**SET EXERCISE:**
Write out the whole listing again, exactly.

**DATA FOR THE TASK:**
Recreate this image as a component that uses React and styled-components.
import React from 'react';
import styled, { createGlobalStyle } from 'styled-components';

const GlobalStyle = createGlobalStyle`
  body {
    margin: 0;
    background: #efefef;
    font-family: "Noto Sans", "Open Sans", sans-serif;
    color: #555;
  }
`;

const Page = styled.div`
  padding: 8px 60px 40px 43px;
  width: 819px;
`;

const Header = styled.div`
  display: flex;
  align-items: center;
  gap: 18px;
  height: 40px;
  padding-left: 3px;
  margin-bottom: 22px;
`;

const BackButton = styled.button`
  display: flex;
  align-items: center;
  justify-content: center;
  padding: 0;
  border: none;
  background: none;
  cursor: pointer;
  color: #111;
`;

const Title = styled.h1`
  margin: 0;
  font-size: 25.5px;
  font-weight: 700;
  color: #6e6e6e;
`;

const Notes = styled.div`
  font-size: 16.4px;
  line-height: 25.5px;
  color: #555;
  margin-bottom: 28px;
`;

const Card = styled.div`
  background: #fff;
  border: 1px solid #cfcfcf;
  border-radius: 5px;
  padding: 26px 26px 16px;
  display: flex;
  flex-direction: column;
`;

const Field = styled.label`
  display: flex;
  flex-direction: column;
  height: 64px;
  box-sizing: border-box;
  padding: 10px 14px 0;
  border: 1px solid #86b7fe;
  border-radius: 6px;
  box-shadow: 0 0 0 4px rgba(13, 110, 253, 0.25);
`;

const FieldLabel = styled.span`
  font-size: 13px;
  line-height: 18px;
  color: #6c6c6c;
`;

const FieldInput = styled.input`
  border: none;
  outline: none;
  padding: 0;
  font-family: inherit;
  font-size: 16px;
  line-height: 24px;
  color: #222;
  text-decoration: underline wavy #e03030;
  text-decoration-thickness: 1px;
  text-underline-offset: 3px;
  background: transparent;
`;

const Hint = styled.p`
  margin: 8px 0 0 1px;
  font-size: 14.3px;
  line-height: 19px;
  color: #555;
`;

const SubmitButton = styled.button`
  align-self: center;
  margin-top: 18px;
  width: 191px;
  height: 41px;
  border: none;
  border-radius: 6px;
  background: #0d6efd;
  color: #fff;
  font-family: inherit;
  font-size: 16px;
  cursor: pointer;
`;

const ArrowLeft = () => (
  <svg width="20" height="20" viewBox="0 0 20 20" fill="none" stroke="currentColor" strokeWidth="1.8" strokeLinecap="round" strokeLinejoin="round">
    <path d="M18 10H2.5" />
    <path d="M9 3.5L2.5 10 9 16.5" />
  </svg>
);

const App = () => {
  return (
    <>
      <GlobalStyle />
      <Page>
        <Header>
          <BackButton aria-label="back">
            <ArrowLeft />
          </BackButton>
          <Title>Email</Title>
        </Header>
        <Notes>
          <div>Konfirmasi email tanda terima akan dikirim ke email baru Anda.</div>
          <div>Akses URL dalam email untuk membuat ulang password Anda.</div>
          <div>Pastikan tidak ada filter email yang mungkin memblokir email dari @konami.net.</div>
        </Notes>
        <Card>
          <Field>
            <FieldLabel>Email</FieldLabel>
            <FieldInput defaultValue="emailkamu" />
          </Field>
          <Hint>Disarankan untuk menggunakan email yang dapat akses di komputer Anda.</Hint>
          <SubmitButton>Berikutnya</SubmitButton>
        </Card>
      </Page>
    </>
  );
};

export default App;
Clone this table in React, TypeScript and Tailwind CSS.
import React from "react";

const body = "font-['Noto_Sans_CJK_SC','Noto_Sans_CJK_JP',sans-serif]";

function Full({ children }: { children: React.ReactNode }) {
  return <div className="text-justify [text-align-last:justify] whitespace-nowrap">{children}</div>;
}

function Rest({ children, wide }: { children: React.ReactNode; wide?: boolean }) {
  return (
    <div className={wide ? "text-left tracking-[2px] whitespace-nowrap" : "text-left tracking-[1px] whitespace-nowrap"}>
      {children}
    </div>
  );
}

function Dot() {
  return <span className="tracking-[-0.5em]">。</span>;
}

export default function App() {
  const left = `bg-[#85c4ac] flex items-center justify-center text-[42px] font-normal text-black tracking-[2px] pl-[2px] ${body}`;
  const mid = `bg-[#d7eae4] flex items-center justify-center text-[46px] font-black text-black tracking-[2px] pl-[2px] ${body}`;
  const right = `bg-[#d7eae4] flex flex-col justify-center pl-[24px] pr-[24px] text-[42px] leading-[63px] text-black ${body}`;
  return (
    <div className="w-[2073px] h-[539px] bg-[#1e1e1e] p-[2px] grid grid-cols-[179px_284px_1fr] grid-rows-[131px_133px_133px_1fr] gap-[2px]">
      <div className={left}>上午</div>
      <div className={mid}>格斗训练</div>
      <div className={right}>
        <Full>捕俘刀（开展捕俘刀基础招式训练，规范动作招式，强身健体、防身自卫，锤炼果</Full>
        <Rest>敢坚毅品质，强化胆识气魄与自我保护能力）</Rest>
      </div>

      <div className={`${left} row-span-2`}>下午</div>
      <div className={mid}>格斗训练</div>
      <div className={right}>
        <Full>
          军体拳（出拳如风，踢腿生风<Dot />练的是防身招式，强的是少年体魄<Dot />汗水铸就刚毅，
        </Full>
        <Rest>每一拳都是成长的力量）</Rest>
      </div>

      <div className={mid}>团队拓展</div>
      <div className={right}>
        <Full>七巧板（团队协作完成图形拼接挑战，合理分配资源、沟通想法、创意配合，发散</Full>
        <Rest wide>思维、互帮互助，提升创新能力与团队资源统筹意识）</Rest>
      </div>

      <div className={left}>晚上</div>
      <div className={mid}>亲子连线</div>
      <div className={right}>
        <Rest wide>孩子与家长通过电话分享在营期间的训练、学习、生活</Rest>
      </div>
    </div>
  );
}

**ANSWER:**
Recreate this image as a component that uses React and styled-components.
import React from 'react';
import styled, { createGlobalStyle } from 'styled-components';

const GlobalStyle = createGlobalStyle`
  body {
    margin: 0;
    background: #efefef;
    font-family: "Noto Sans", "Open Sans", sans-serif;
    color: #555;
  }
`;

const Page = styled.div`
  padding: 8px 60px 40px 43px;
  width: 819px;
`;

const Header = styled.div`
  display: flex;
  align-items: center;
  gap: 18px;
  height: 40px;
  padding-left: 3px;
  margin-bottom: 22px;
`;

const BackButton = styled.button`
  display: flex;
  align-items: center;
  justify-content: center;
  padding: 0;
  border: none;
  background: none;
  cursor: pointer;
  color: #111;
`;

const Title = styled.h1`
  margin: 0;
  font-size: 25.5px;
  font-weight: 700;
  color: #6e6e6e;
`;

const Notes = styled.div`
  font-size: 16.4px;
  line-height: 25.5px;
  color: #555;
  margin-bottom: 28px;
`;

const Card = styled.div`
  background: #fff;
  border: 1px solid #cfcfcf;
  border-radius: 5px;
  padding: 26px 26px 16px;
  display: flex;
  flex-direction: column;
`;

const Field = styled.label`
  display: flex;
  flex-direction: column;
  height: 64px;
  box-sizing: border-box;
  padding: 10px 14px 0;
  border: 1px solid #86b7fe;
  border-radius: 6px;
  box-shadow: 0 0 0 4px rgba(13, 110, 253, 0.25);
`;

const FieldLabel = styled.span`
  font-size: 13px;
  line-height: 18px;
  color: #6c6c6c;
`;

const FieldInput = styled.input`
  border: none;
  outline: none;
  padding: 0;
  font-family: inherit;
  font-size: 16px;
  line-height: 24px;
  color: #222;
  text-decoration: underline wavy #e03030;
  text-decoration-thickness: 1px;
  text-underline-offset: 3px;
  background: transparent;
`;

const Hint = styled.p`
  margin: 8px 0 0 1px;
  font-size: 14.3px;
  line-height: 19px;
  color: #555;
`;

const SubmitButton = styled.button`
  align-self: center;
  margin-top: 18px;
  width: 191px;
  height: 41px;
  border: none;
  border-radius: 6px;
  background: #0d6efd;
  color: #fff;
  font-family: inherit;
  font-size: 16px;
  cursor: pointer;
`;

const ArrowLeft = () => (
  <svg width="20" height="20" viewBox="0 0 20 20" fill="none" stroke="currentColor" strokeWidth="1.8" strokeLinecap="round" strokeLinejoin="round">
    <path d="M18 10H2.5" />
    <path d="M9 3.5L2.5 10 9 16.5" />
  </svg>
);

const App = () => {
  return (
    <>
      <GlobalStyle />
      <Page>
        <Header>
          <BackButton aria-label="back">
            <ArrowLeft />
          </BackButton>
          <Title>Email</Title>
        </Header>
        <Notes>
          <div>Konfirmasi email tanda terima akan dikirim ke email baru Anda.</div>
          <div>Akses URL dalam email untuk membuat ulang password Anda.</div>
          <div>Pastikan tidak ada filter email yang mungkin memblokir email dari @konami.net.</div>
        </Notes>
        <Card>
          <Field>
            <FieldLabel>Email</FieldLabel>
            <FieldInput defaultValue="emailkamu" />
          </Field>
          <Hint>Disarankan untuk menggunakan email yang dapat akses di komputer Anda.</Hint>
          <SubmitButton>Berikutnya</SubmitButton>
        </Card>
      </Page>
    </>
  );
};

export default App;
Clone this table in React, TypeScript and Tailwind CSS.
import React from "react";

const body = "font-['Noto_Sans_CJK_SC','Noto_Sans_CJK_JP',sans-serif]";

function Full({ children }: { children: React.ReactNode }) {
  return <div className="text-justify [text-align-last:justify] whitespace-nowrap">{children}</div>;
}

function Rest({ children, wide }: { children: React.ReactNode; wide?: boolean }) {
  return (
    <div className={wide ? "text-left tracking-[2px] whitespace-nowrap" : "text-left tracking-[1px] whitespace-nowrap"}>
      {children}
    </div>
  );
}

function Dot() {
  return <span className="tracking-[-0.5em]">。</span>;
}

export default function App() {
  const left = `bg-[#85c4ac] flex items-center justify-center text-[42px] font-normal text-black tracking-[2px] pl-[2px] ${body}`;
  const mid = `bg-[#d7eae4] flex items-center justify-center text-[46px] font-black text-black tracking-[2px] pl-[2px] ${body}`;
  const right = `bg-[#d7eae4] flex flex-col justify-center pl-[24px] pr-[24px] text-[42px] leading-[63px] text-black ${body}`;
  return (
    <div className="w-[2073px] h-[539px] bg-[#1e1e1e] p-[2px] grid grid-cols-[179px_284px_1fr] grid-rows-[131px_133px_133px_1fr] gap-[2px]">
      <div className={left}>上午</div>
      <div className={mid}>格斗训练</div>
      <div className={right}>
        <Full>捕俘刀（开展捕俘刀基础招式训练，规范动作招式，强身健体、防身自卫，锤炼果</Full>
        <Rest>敢坚毅品质，强化胆识气魄与自我保护能力）</Rest>
      </div>

      <div className={`${left} row-span-2`}>下午</div>
      <div className={mid}>格斗训练</div>
      <div className={right}>
        <Full>
          军体拳（出拳如风，踢腿生风<Dot />练的是防身招式，强的是少年体魄<Dot />汗水铸就刚毅，
        </Full>
        <Rest>每一拳都是成长的力量）</Rest>
      </div>

      <div className={mid}>团队拓展</div>
      <div className={right}>
        <Full>七巧板（团队协作完成图形拼接挑战，合理分配资源、沟通想法、创意配合，发散</Full>
        <Rest wide>思维、互帮互助，提升创新能力与团队资源统筹意识）</Rest>
      </div>

      <div className={left}>晚上</div>
      <div className={mid}>亲子连线</div>
      <div className={right}>
        <Rest wide>孩子与家长通过电话分享在营期间的训练、学习、生活</Rest>
      </div>
    </div>
  );
}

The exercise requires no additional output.